:: What the task requires ::
Reproduce every line of the material below, but drop the pictures.

:: Given data ::
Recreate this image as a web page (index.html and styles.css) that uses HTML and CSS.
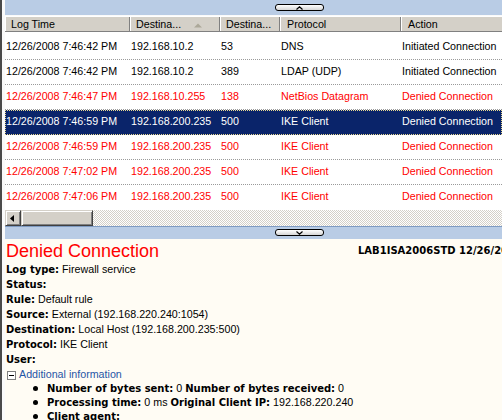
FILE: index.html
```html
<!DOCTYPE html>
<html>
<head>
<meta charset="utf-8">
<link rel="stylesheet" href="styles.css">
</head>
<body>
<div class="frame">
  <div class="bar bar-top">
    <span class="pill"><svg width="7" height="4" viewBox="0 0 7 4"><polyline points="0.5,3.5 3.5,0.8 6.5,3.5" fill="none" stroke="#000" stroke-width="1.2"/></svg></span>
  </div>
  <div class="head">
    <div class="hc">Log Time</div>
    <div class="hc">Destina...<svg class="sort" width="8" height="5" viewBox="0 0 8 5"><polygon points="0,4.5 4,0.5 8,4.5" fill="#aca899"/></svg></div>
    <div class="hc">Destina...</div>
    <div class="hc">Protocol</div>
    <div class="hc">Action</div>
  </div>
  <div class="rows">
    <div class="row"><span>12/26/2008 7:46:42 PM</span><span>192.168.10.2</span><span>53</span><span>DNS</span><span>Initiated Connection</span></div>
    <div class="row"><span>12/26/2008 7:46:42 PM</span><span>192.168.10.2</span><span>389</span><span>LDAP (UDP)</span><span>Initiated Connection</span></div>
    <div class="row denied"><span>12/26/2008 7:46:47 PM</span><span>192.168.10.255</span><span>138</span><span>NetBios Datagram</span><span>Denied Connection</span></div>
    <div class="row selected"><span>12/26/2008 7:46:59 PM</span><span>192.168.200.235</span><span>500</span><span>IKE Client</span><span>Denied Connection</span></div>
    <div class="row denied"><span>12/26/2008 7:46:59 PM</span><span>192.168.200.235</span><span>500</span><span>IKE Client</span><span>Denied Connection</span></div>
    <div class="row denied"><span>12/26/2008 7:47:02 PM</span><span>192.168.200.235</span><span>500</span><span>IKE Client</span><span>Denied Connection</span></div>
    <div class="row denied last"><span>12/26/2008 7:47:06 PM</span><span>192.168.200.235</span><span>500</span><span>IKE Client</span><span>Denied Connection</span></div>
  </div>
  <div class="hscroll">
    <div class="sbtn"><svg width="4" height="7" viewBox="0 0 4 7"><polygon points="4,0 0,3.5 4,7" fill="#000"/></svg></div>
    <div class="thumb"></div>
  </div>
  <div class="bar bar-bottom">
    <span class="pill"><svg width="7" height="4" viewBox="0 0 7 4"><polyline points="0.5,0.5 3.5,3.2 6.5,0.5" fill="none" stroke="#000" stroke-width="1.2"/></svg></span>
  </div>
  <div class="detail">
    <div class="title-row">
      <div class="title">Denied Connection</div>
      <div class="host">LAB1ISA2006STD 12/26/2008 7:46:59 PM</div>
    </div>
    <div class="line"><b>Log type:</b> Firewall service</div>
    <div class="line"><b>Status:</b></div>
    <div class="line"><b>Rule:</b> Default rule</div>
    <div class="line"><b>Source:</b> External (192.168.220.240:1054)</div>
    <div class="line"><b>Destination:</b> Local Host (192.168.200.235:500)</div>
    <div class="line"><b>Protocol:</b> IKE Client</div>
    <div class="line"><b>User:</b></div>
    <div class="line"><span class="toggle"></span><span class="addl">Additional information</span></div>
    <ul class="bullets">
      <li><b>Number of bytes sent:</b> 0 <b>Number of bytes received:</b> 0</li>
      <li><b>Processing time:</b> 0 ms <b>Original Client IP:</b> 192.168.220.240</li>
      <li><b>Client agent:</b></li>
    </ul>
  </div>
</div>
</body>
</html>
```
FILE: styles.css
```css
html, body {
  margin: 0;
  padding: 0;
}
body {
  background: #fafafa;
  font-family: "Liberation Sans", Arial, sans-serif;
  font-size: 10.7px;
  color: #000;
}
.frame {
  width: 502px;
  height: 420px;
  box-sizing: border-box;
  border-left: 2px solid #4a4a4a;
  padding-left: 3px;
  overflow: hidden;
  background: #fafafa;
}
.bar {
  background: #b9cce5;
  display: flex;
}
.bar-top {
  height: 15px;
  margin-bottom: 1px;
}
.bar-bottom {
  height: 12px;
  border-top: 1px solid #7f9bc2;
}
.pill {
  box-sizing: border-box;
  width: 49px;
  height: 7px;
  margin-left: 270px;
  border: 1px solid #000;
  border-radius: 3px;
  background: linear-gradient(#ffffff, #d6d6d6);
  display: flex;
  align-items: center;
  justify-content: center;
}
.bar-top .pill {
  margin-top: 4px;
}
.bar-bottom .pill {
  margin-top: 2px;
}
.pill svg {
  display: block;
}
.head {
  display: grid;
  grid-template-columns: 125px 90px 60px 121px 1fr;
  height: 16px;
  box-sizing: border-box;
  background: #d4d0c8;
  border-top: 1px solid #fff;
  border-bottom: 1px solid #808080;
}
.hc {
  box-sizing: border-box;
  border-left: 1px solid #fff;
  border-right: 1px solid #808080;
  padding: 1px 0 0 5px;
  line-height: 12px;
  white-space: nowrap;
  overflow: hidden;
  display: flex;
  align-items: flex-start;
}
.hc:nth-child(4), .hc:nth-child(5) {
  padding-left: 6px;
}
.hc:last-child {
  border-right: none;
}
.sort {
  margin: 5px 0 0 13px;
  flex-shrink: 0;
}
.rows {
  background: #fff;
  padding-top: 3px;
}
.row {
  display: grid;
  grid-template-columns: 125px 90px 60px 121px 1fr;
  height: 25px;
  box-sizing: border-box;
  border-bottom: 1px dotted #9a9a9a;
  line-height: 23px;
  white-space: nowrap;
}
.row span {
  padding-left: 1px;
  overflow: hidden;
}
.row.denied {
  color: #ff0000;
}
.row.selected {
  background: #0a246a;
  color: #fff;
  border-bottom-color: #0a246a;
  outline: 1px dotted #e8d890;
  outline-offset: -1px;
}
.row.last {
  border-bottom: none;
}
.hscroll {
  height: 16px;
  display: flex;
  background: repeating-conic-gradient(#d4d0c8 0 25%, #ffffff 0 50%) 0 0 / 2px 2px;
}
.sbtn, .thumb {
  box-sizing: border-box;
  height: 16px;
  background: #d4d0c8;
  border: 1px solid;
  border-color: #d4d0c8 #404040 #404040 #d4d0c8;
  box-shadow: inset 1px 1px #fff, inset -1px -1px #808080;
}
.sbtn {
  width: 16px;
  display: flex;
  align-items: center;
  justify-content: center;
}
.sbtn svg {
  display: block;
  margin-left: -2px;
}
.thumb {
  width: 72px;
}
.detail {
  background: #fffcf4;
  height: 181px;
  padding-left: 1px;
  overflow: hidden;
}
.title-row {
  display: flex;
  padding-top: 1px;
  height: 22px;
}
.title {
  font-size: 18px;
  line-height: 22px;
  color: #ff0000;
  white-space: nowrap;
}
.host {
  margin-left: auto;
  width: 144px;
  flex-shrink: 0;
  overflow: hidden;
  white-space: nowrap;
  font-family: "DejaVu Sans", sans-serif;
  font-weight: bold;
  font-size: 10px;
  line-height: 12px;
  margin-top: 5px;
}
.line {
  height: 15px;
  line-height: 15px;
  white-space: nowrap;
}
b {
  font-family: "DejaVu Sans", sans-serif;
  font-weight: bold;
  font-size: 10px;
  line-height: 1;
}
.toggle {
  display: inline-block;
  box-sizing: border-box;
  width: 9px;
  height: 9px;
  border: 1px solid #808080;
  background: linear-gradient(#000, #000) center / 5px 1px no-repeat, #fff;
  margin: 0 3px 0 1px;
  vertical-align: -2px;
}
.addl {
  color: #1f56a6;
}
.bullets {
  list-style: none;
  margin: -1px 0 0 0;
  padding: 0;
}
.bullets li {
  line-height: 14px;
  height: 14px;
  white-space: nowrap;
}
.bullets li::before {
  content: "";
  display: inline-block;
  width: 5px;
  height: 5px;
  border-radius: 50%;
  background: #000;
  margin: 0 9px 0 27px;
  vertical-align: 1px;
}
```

:: Answer below ::
Recreate this image as a web page (index.html and styles.css) that uses HTML and CSS.
FILE: index.html
```html
<!DOCTYPE html>
<html>
<head>
<meta charset="utf-8">
<link rel="stylesheet" href="styles.css">
</head>
<body>
<div class="frame">
  <div class="bar bar-top">
    <span class="pill"><svg width="7" height="4" viewBox="0 0 7 4"><polyline points="0.5,3.5 3.5,0.8 6.5,3.5" fill="none" stroke="#000" stroke-width="1.2"/></svg></span>
  </div>
  <div class="head">
    <div class="hc">Log Time</div>
    <div class="hc">Destina...<svg class="sort" width="8" height="5" viewBox="0 0 8 5"><polygon points="0,4.5 4,0.5 8,4.5" fill="#aca899"/></svg></div>
    <div class="hc">Destina...</div>
    <div class="hc">Protocol</div>
    <div class="hc">Action</div>
  </div>
  <div class="rows">
    <div class="row"><span>12/26/2008 7:46:42 PM</span><span>192.168.10.2</span><span>53</span><span>DNS</span><span>Initiated Connection</span></div>
    <div class="row"><span>12/26/2008 7:46:42 PM</span><span>192.168.10.2</span><span>389</span><span>LDAP (UDP)</span><span>Initiated Connection</span></div>
    <div class="row denied"><span>12/26/2008 7:46:47 PM</span><span>192.168.10.255</span><span>138</span><span>NetBios Datagram</span><span>Denied Connection</span></div>
    <div class="row selected"><span>12/26/2008 7:46:59 PM</span><span>192.168.200.235</span><span>500</span><span>IKE Client</span><span>Denied Connection</span></div>
    <div class="row denied"><span>12/26/2008 7:46:59 PM</span><span>192.168.200.235</span><span>500</span><span>IKE Client</span><span>Denied Connection</span></div>
    <div class="row denied"><span>12/26/2008 7:47:02 PM</span><span>192.168.200.235</span><span>500</span><span>IKE Client</span><span>Denied Connection</span></div>
    <div class="row denied last"><span>12/26/2008 7:47:06 PM</span><span>192.168.200.235</span><span>500</span><span>IKE Client</span><span>Denied Connection</span></div>
  </div>
  <div class="hscroll">
    <div class="sbtn"><svg width="4" height="7" viewBox="0 0 4 7"><polygon points="4,0 0,3.5 4,7" fill="#000"/></svg></div>
    <div class="thumb"></div>
  </div>
  <div class="bar bar-bottom">
    <span class="pill"><svg width="7" height="4" viewBox="0 0 7 4"><polyline points="0.5,0.5 3.5,3.2 6.5,0.5" fill="none" stroke="#000" stroke-width="1.2"/></svg></span>
  </div>
  <div class="detail">
    <div class="title-row">
      <div class="title">Denied Connection</div>
      <div class="host">LAB1ISA2006STD 12/26/2008 7:46:59 PM</div>
    </div>
    <div class="line"><b>Log type:</b> Firewall service</div>
    <div class="line"><b>Status:</b></div>
    <div class="line"><b>Rule:</b> Default rule</div>
    <div class="line"><b>Source:</b> External (192.168.220.240:1054)</div>
    <div class="line"><b>Destination:</b> Local Host (192.168.200.235:500)</div>
    <div class="line"><b>Protocol:</b> IKE Client</div>
    <div class="line"><b>User:</b></div>
    <div class="line"><span class="toggle"></span><span class="addl">Additional information</span></div>
    <ul class="bullets">
      <li><b>Number of bytes sent:</b> 0 <b>Number of bytes received:</b> 0</li>
      <li><b>Processing time:</b> 0 ms <b>Original Client IP:</b> 192.168.220.240</li>
      <li><b>Client agent:</b></li>
    </ul>
  </div>
</div>
</body>
</html>
```
FILE: styles.css
```css
html, body {
  margin: 0;
  padding: 0;
}
body {
  background: #fafafa;
  font-family: "Liberation Sans", Arial, sans-serif;
  font-size: 10.7px;
  color: #000;
}
.frame {
  width: 502px;
  height: 420px;
  box-sizing: border-box;
  border-left: 2px solid #4a4a4a;
  padding-left: 3px;
  overflow: hidden;
  background: #fafafa;
}
.bar {
  background: #b9cce5;
  display: flex;
}
.bar-top {
  height: 15px;
  margin-bottom: 1px;
}
.bar-bottom {
  height: 12px;
  border-top: 1px solid #7f9bc2;
}
.pill {
  box-sizing: border-box;
  width: 49px;
  height: 7px;
  margin-left: 270px;
  border: 1px solid #000;
  border-radius: 3px;
  background: linear-gradient(#ffffff, #d6d6d6);
  display: flex;
  align-items: center;
  justify-content: center;
}
.bar-top .pill {
  margin-top: 4px;
}
.bar-bottom .pill {
  margin-top: 2px;
}
.pill svg {
  display: block;
}
.head {
  display: grid;
  grid-template-columns: 125px 90px 60px 121px 1fr;
  height: 16px;
  box-sizing: border-box;
  background: #d4d0c8;
  border-top: 1px solid #fff;
  border-bottom: 1px solid #808080;
}
.hc {
  box-sizing: border-box;
  border-left: 1px solid #fff;
  border-right: 1px solid #808080;
  padding: 1px 0 0 5px;
  line-height: 12px;
  white-space: nowrap;
  overflow: hidden;
  display: flex;
  align-items: flex-start;
}
.hc:nth-child(4), .hc:nth-child(5) {
  padding-left: 6px;
}
.hc:last-child {
  border-right: none;
}
.sort {
  margin: 5px 0 0 13px;
  flex-shrink: 0;
}
.rows {
  background: #fff;
  padding-top: 3px;
}
.row {
  display: grid;
  grid-template-columns: 125px 90px 60px 121px 1fr;
  height: 25px;
  box-sizing: border-box;
  border-bottom: 1px dotted #9a9a9a;
  line-height: 23px;
  white-space: nowrap;
}
.row span {
  padding-left: 1px;
  overflow: hidden;
}
.row.denied {
  color: #ff0000;
}
.row.selected {
  background: #0a246a;
  color: #fff;
  border-bottom-color: #0a246a;
  outline: 1px dotted #e8d890;
  outline-offset: -1px;
}
.row.last {
  border-bottom: none;
}
.hscroll {
  height: 16px;
  display: flex;
  background: repeating-conic-gradient(#d4d0c8 0 25%, #ffffff 0 50%) 0 0 / 2px 2px;
}
.sbtn, .thumb {
  box-sizing: border-box;
  height: 16px;
  background: #d4d0c8;
  border: 1px solid;
  border-color: #d4d0c8 #404040 #404040 #d4d0c8;
  box-shadow: inset 1px 1px #fff, inset -1px -1px #808080;
}
.sbtn {
  width: 16px;
  display: flex;
  align-items: center;
  justify-content: center;
}
.sbtn svg {
  display: block;
  margin-left: -2px;
}
.thumb {
  width: 72px;
}
.detail {
  background: #fffcf4;
  height: 181px;
  padding-left: 1px;
  overflow: hidden;
}
.title-row {
  display: flex;
  padding-top: 1px;
  height: 22px;
}
.title {
  font-size: 18px;
  line-height: 22px;
  color: #ff0000;
  white-space: nowrap;
}
.host {
  margin-left: auto;
  width: 144px;
  flex-shrink: 0;
  overflow: hidden;
  white-space: nowrap;
  font-family: "DejaVu Sans", sans-serif;
  font-weight: bold;
  font-size: 10px;
  line-height: 12px;
  margin-top: 5px;
}
.line {
  height: 15px;
  line-height: 15px;
  white-space: nowrap;
}
b {
  font-family: "DejaVu Sans", sans-serif;
  font-weight: bold;
  font-size: 10px;
  line-height: 1;
}
.toggle {
  display: inline-block;
  box-sizing: border-box;
  width: 9px;
  height: 9px;
  border: 1px solid #808080;
  background: linear-gradient(#000, #000) center / 5px 1px no-repeat, #fff;
  margin: 0 3px 0 1px;
  vertical-align: -2px;
}
.addl {
  color: #1f56a6;
}
.bullets {
  list-style: none;
  margin: -1px 0 0 0;
  padding: 0;
}
.bullets li {
  line-height: 14px;
  height: 14px;
  white-space: nowrap;
}
.bullets li::before {
  content: "";
  display: inline-block;
  width: 5px;
  height: 5px;
  border-radius: 50%;
  background: #000;
  margin: 0 9px 0 27px;
  vertical-align: 1px;
}
```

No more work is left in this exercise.